2010/08/13

Because wedding pictures are forever

Twenty-eight years ago, when we were planning our wedding (and I do mean "we" - we were both in school, but on opposite corners of the country, and since we couldn't be in the same room, we did a lot of planning for when we could be) I got a good bit of advice from our pastor's wife.

"Pick a good photographer," she said. "When it's all over, what you'll have left is the man and the pictures. You got a good man. Get a good photographer."

Of course, this was the same woman who must've been a bit ... uh ... relentless? fussy? in her youth. She also once told me that on her wedding day, while she was getting dressed for the ceremony, she suddenly realized that she was missing either something old, something new, something borrowed or something blue. I don't recall which thing she was missing, but it was one of those. So someone brought her something, but she was merely confused by it.

She asked the giver, "What am I supposed to do with that?"

To which, the giver replied (through clenched teeth), "Why don't you eat it?"

Wedding days can be a bit frazzling.

Even for the pastor's wives whose reputations later become all about the kind serenity and the calm and all of that. But I digress.

We did get a good photographer for our wedding in the summer of 1983. Two, actually. One for the "pre-bridals" done for a picture in the paper (that's what this picture here is from - and we tamed the daisy head maisie flowers before the wedding day so they didn't look like they were sprouting out of my head), and also a team for the day itself.

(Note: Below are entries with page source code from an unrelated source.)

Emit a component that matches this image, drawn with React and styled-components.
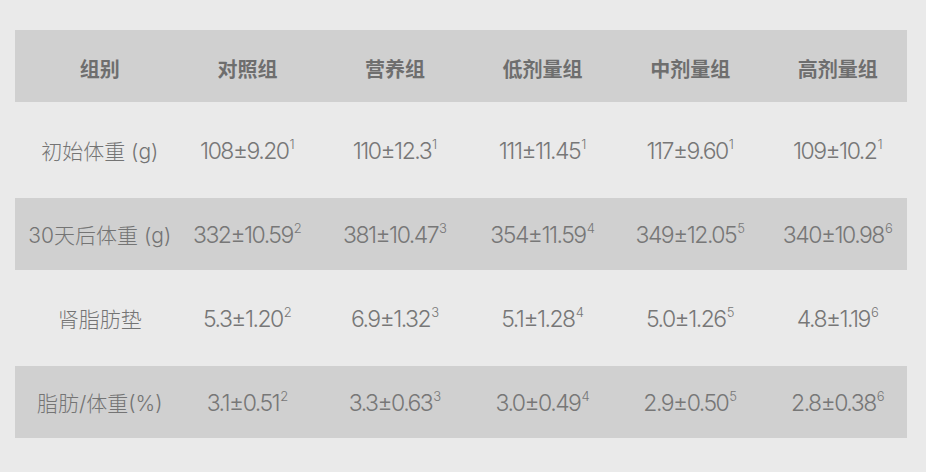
import React from 'react';
import styled, { createGlobalStyle } from 'styled-components';

const GlobalStyle = createGlobalStyle`
  body {
    margin: 0;
    background: #eaeaea;
    font-family: "Noto Sans CJK SC", "Noto Sans", sans-serif;
  }
`;

const header = ['组别', '对照组', '营养组', '低剂量组', '中剂量组', '高剂量组'];

const rows = [
  {
    label: '初始体重 (g)',
    tall: true,
    values: [
      ['108±9.20', 1],
      ['110±12.3', 1],
      ['111±11.45', 1],
      ['117±9.60', 1],
      ['109±10.2', 1],
    ],
  },
  {
    label: '30天后体重 (g)',
    values: [
      ['332±10.59', 2],
      ['381±10.47', 3],
      ['354±11.59', 4],
      ['349±12.05', 5],
      ['340±10.98', 6],
    ],
  },
  {
    label: '肾脂肪垫',
    tall: true,
    values: [
      ['5.3±1.20', 2],
      ['6.9±1.32', 3],
      ['5.1±1.28', 4],
      ['5.0±1.26', 5],
      ['4.8±1.19', 6],
    ],
  },
  {
    label: '脂肪/体重(%)',
    values: [
      ['3.1±0.51', 2],
      ['3.3±0.63', 3],
      ['3.0±0.49', 4],
      ['2.9±0.50', 5],
      ['2.8±0.38', 6],
    ],
  },
];

function App() {
  return (
    <>
      <GlobalStyle />
      <Page>
        <Table>
          <Row $shaded $height={72}>
            {header.map((h) => (
              <HeadCell key={h}>{h}</HeadCell>
            ))}
          </Row>
          {rows.map((row) => (
            <Row key={row.label} $shaded={!row.tall} $height={row.tall ? 96 : 72}>
              <Label>{row.label}</Label>
              {row.values.map(([value, note], i) => (
                <Value key={i}>
                  {value}
                  <Note>{note}</Note>
                </Value>
              ))}
            </Row>
          ))}
        </Table>
      </Page>
    </>
  );
}

const Page = styled.div`
  padding: 30px 19px 0 15px;
`;

const Table = styled.div`
  display: flex;
  flex-direction: column;
  width: 892px;
`;

const Row = styled.div`
  display: grid;
  grid-template-columns: repeat(6, 147.6px);
  align-items: center;
  padding-left: 11px;
  height: ${(p) => p.$height}px;
  background: ${(p) => (p.$shaded ? '#d0d0d0' : 'transparent')};
`;

const HeadCell = styled.div`
  text-align: center;
  font-size: 20px;
  font-weight: 700;
  color: #6e6e6e;
  padding-top: 4px;
`;

const Label = styled.div`
  text-align: center;
  font-family: Inter, "Noto Sans CJK SC", sans-serif;
  font-size: 21px;
  font-weight: 300;
  color: #747474;
  white-space: nowrap;
`;

const Value = styled.div`
  text-align: center;
  font-family: Inter, sans-serif;
  font-size: 23px;
  font-weight: 300;
  color: #777777;
  white-space: nowrap;
  letter-spacing: -1.5px;
  padding-top: 2px;
`;

const Note = styled.sup`
  font-size: 13px;
  vertical-align: 10px;
  line-height: 0;
  letter-spacing: 0;
  margin-left: 1px;
`;

export default App;
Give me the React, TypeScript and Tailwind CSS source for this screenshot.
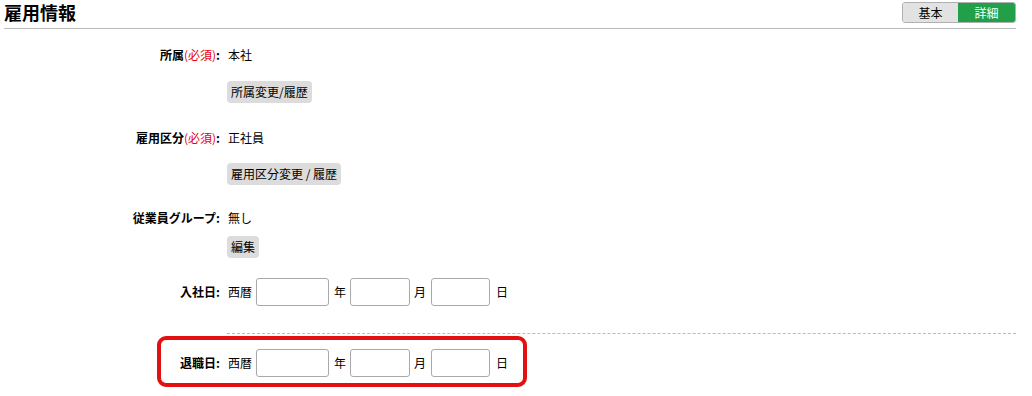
import React from 'react';

const font = { fontFamily: '"Noto Sans CJK JP", "Noto Sans", sans-serif' };

function Label({ text, required }: { text: string; required?: boolean }) {
  return (
    <div className="w-[216px] shrink-0 text-right font-bold text-[12px] leading-[20px] text-black">
      {text}
      {required && <span className="font-normal text-[#e60012]">(必須)</span>}
      <span>:</span>
    </div>
  );
}

function GrayButton({ children }: { children: React.ReactNode }) {
  return (
    <button className="block h-[22px] px-[4px] rounded-[4px] bg-[#dcdcdc] text-[12px] leading-[22px] text-black">
      {children}
    </button>
  );
}

function DateInputs() {
  return (
    <div className="flex items-center text-[12px] leading-[20px]">
      <span className="mr-[4px]">西暦</span>
      <input className="block w-[73px] h-[28px] border border-[#a9a9a9] rounded-[3px] bg-white" />
      <span className="ml-[5px] mr-[4px]">年</span>
      <input className="block w-[60px] h-[28px] border border-[#a9a9a9] rounded-[3px] bg-white" />
      <span className="ml-[4px] mr-[5px]">月</span>
      <input className="block w-[59px] h-[28px] border border-[#a9a9a9] rounded-[3px] bg-white" />
      <span className="ml-[6px]">日</span>
    </div>
  );
}

export default function App() {
  return (
    <div className="w-[1032px] h-[396px] bg-white pl-[4px] pr-[16px] overflow-hidden text-black" style={font}>
      {/* header */}
      <div className="flex items-center justify-between h-[29px] border-b border-[#bbbbbb] pb-[1px]">
        <h2 className="text-[18px] font-bold leading-[24px] -mt-[4px]">雇用情報</h2>
        <div className="flex h-[21px] -mt-[2px] rounded-[3px] border border-[#b0b0b0] overflow-hidden text-[12px] leading-[19px]">
          <button className="w-[55px] bg-[#e2e2e2] text-black">基本</button>
          <button className="w-[57px] bg-[#22a049] text-white">詳細</button>
        </div>
      </div>

      {/* 所属 */}
      <div className="flex items-center mt-[16px]">
        <Label text="所属" required />
        <span className="ml-[8px] text-[12px] leading-[20px]">本社</span>
      </div>
      <div className="flex ml-[223px] mt-[16px]">
        <GrayButton>所属変更/履歴</GrayButton>
      </div>

      {/* 雇用区分 */}
      <div className="flex items-center mt-[25px]">
        <Label text="雇用区分" required />
        <span className="ml-[8px] text-[12px] leading-[20px]">正社員</span>
      </div>
      <div className="flex ml-[223px] mt-[15px]">
        <GrayButton>雇用区分変更 / 履歴</GrayButton>
      </div>

      {/* 従業員グループ */}
      <div className="flex items-center mt-[23px]">
        <Label text="従業員グループ" />
        <span className="ml-[8px] text-[12px] leading-[20px]">無し</span>
      </div>
      <div className="flex ml-[223px] mt-[8px]">
        <GrayButton>編集</GrayButton>
      </div>

      {/* 入社日 */}
      <div className="flex items-center mt-[20px] h-[28px]">
        <Label text="入社日" />
        <div className="ml-[8px]">
          <DateInputs />
        </div>
      </div>

      <div className="ml-[223px] mt-[27px] border-t border-dashed border-[#bbbbbb]" />

      {/* 退職日 */}
      <div className="relative flex items-center mt-[15px] h-[28px]">
        <Label text="退職日" />
        <div className="ml-[8px]">
          <DateInputs />
        </div>
        <div className="absolute left-[153px] top-[-13px] w-[370px] h-[51px] border-[4px] border-[#e21010] rounded-[9px] pointer-events-none" />
      </div>
    </div>
  );
}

On the day itself, this guy and his mother were the two left out of the team of three of their photography business, because his dad had passed away. And a truer team you never saw than those two. She arranged the people, and he took the picture, and he only took one with each arrangement. No kidding. One take was all he needed. And the album is beautiful.

And permanent.

The album is permanent.

Our pastor's wife was right. I have the man and the photos. I still wish I'd had my hair and nails done that day or the day before. Right there, in that permanent album of permanent pictures, pictures of such high quality that they will be here until kingdom come, is a record of everyone's appearance on that day of days - including the mother of the bride.

And this is where my thoughts have traveled of late. My mom looks good in all the wedding albums of all her kids - even the photos taken in the early 70's, with the ubiquitous chignon - the extra hair with a braid around the base of it, that lived on a white Styrofoam head on her bedroom dresser when she (my mom) wasn't all dressed up and wearing it. Back in those days, people thought that my mom, my sisters (8 and 10 years older than I am, and all shorter than I am), and I were all sisters. My mother looked really young for a really long time.

But all her kids were married by the time she was my age. This means, in case you're not following, that I will be older in the wedding albums of my children than she was in her kids' wedding albums. When the wedding days come, I mean. Okay, if the days come. But I'm telling you, I see winking and blinking lights over there on the ocean's horizon and this boat isn't showing any signs of stopping out here at sea, and those lights might not be what I think they are, but they might be, and if I don't lose some weight and get a more flattering hairstyle soon, I'll be caught forever in wedding photos in the very un-pretty appearance I seem to have taken on lately, and when my kids have their spouses and their photo albums, there I will be. In this condition. Because wedding pictures are forever.

2 comments:

Genuine Lustre said...

Oh dear!! I will be 65 when my youngest is 21..this doesn't bode well...HAHA.
My wedding pictures suck royally. I paid for them myself and was so proud. Sadly, I got what I paid for.

Stephanie said...

Sixty-five (or better!) can be really beautiful, and we both know it. But getting there starts now - that's where I was thinking about this. No more putting it off, y'know?